In order to understand the consumer products industry It’s important to understand what a retail buyer does and how they operate. These executives are investors. Instead of investing into stocks, they invest into a particular product category (e.g. shoes, luggage or sportswear) and analyze how they invested a retailer’s money at the end of each season; their jobs and bonuses are tied to gross margin earnings. Buyers are given an investment budget commonly known as “open-to-buy” to search for products in the market and purchase a collection of merchandise from various brands to sell in their stores.
While buyers are experts in their respective categories and have an “eye for product” there are macro economic factors that affect the product investment performance. For example, when gas prices surge it increases the cost of airfare which in turn reduces travel and, therefore, tourism.
A stock broker would not sell airline stocks when tourism is downtrending; the idea, of course, is to buy low and sell high to make a profit. So why would a retail buyer invest more into the luggage category during this same period of downtrending travel only to sell the product at a discount?
The answer is because buyers are allotted a finite space within a retail store and they have to fill this space with product. Secondly, they are given an investment budget based on the previous year’s performance without much consideration for future economic factors, whether good or bad.
Does that business model make sense?
No, it doesn’t!
Traditional department stores have operated this way for decades essentially setting up their buyers (and company) for cyclical failure given the lack of flexibility.
What is “closeout” merchandise?
The off price market used to be a dirty secret in the retail industry where aged inventory completed its life cycle. These retailers were perceived to be the underbelly of ill fitting products and manufacturing defects. I speak with investors and analysts who still believe this and it couldn’t be further from the truth.
Off-price retailers have grown larger than full price retailers so they cannot rely solely on closeout merchandise to sustain their sales. For instance, Macy’s and TJX Companies share the same customer and are indeed competitors in the United States. There was a time when TJX was much smaller than Macy’s but the tables have turned. In comparison, TJX has over 3,200 stores (TX Maxx, Marshalls, and Home Goods combined) with over $32B in revenue while Macy’s currently has 546 stores with $18B in revenue (fiscal year ending 2021).
Closeout merchandise are current products that have either been discontinued or excess inventory that a brand owns. This is “dead inventory” on a brand’s balance sheet and they are challenged to turn it into cash as quickly as possible while balancing the perception of the brand in the marketplace. When a brand floods the off-price market with merchandise they risk diluting their brand image with full price retailers who demand exclusivity; it’s a tough balancing act to keep all points of distribution happy.
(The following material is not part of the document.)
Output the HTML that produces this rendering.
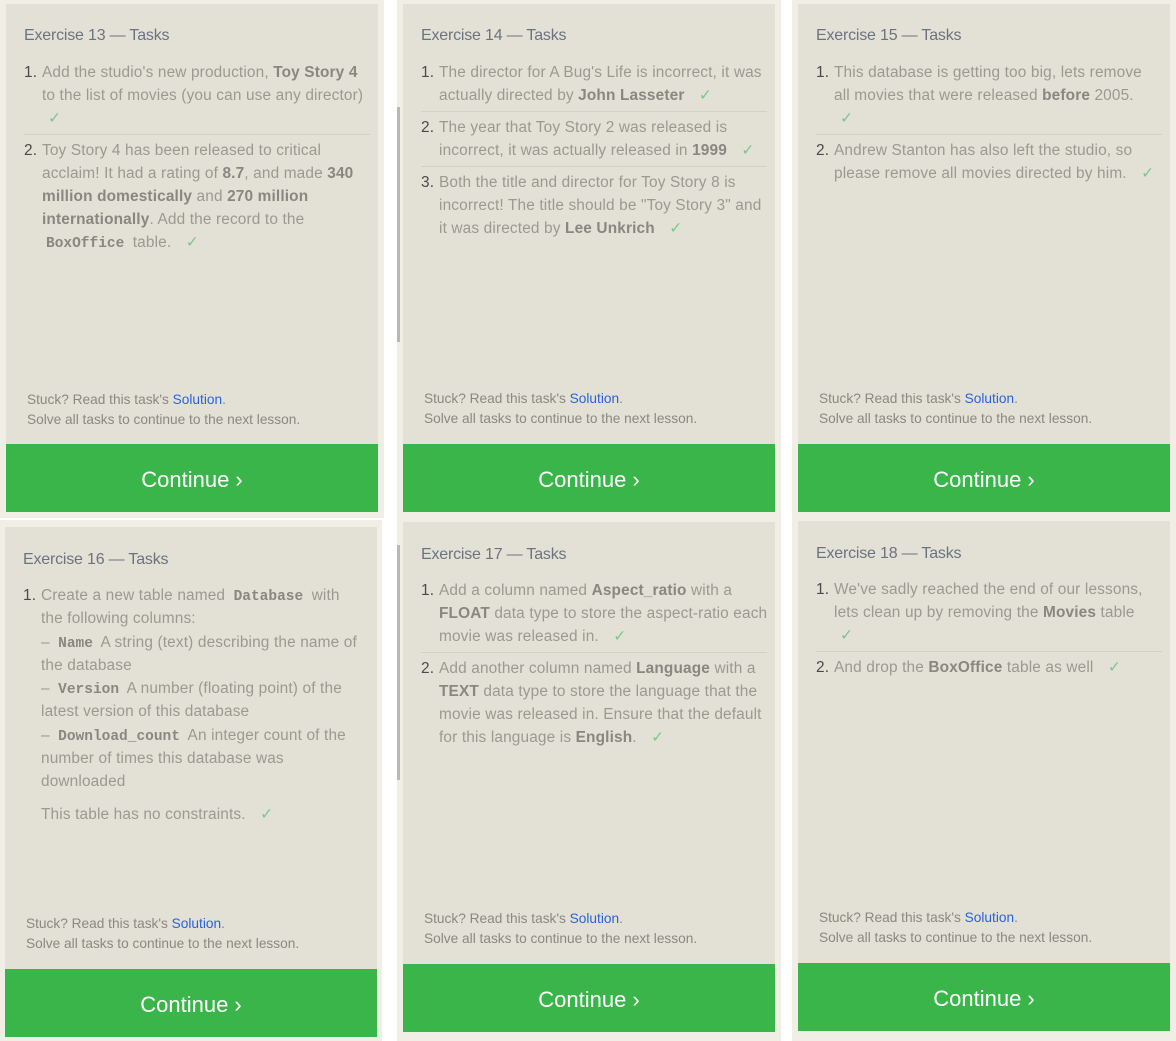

Closeouts are often considered an “opportunistic buy” because off-price buyers have leverage and can negotiate great prices because they know the wholesale brand is desperate to ship this inventory, especially if it’s at the end of a quarter. However, closeout merchandise are only a fraction of an off-price retailer’s merchandise mix for the largest players in the industry.
What is a “special makeup”?
The majority of an off price retailers product assortment are in the form of “special makeups”, a process by which a wholesale brand develops and produces product specifically for an off-price retailer (e.g. Nordstrom Rack) to ship in the future, similar to how they would for a full price retailer (e.g. Nordstrom). The difference is the pricing structure and margin expectations vary widely between the two channels. Special makeup merchandise does not necessarily mean it’s an inferior product although, at times, a brand will slightly reduce the quality to make the math work. There is an art-and-science to this process; the art is the product creation and the science is the financial engineering to ensure profit margins are acceptable to both parties for a win-win partnership.
An example would be using less expensive packaging or using a less expensive lining in a shoe such as canvas versus leather. The end-use customer rarely knows, or quite frankly cares, about these slight quality adjustments. The off-price customer is very savvy and is driven more by price-to-quality value and the thrill of discovering a deal rather than by superior service, optimal quality and exclusivity experienced in the full price channel.
How innovative business models drive growth in good and bad economic cycles
Enter TJX Companies to flip this old thinking on its head. They discovered that consumer preferences change quickly, largely driven by macroeconomic factors that shift the demand for certain products. Thus they created “modular” selling floors within their stores. Instead of forcing products into predetermined 20×20 selling areas, they created store floor plans that allow new fixtures to replace old fixtures (i.e. hanging racks to replace shelves or vice versa) based on what consumers actually want.
Secondly, TJ Maxx rewards buyers who willingly give their open-to-buy investment budgets to another buyer whose product category is in higher demand. Imagine a luggage buyer transferring $15M in investment dollars to the footwear buyer and being rewarded for it! This concept is so foreign to traditional department store buyers who cling on to every open-to-buy dollar they can, and with all good intentions, invest it the best they can even in downtrending product categories.
What a brilliant strategy to hedge against macro economic trends that creates a true team culture and maximizes every investment dollar; a win-win-win for employees, customers, and investors.
Now let’s apply this business model to the opening scenario of a company downsizing their team due to an unforeseen downtrending business. Theoretically, this could have been avoided with a modular business model to adjust to macro economic trends. A business plan should be a living document with the ability to shift economic levers. TJ Maxx is the epitome of this evolution enabling the company to outperform the competition while achieving a $84B market cap as of this writing.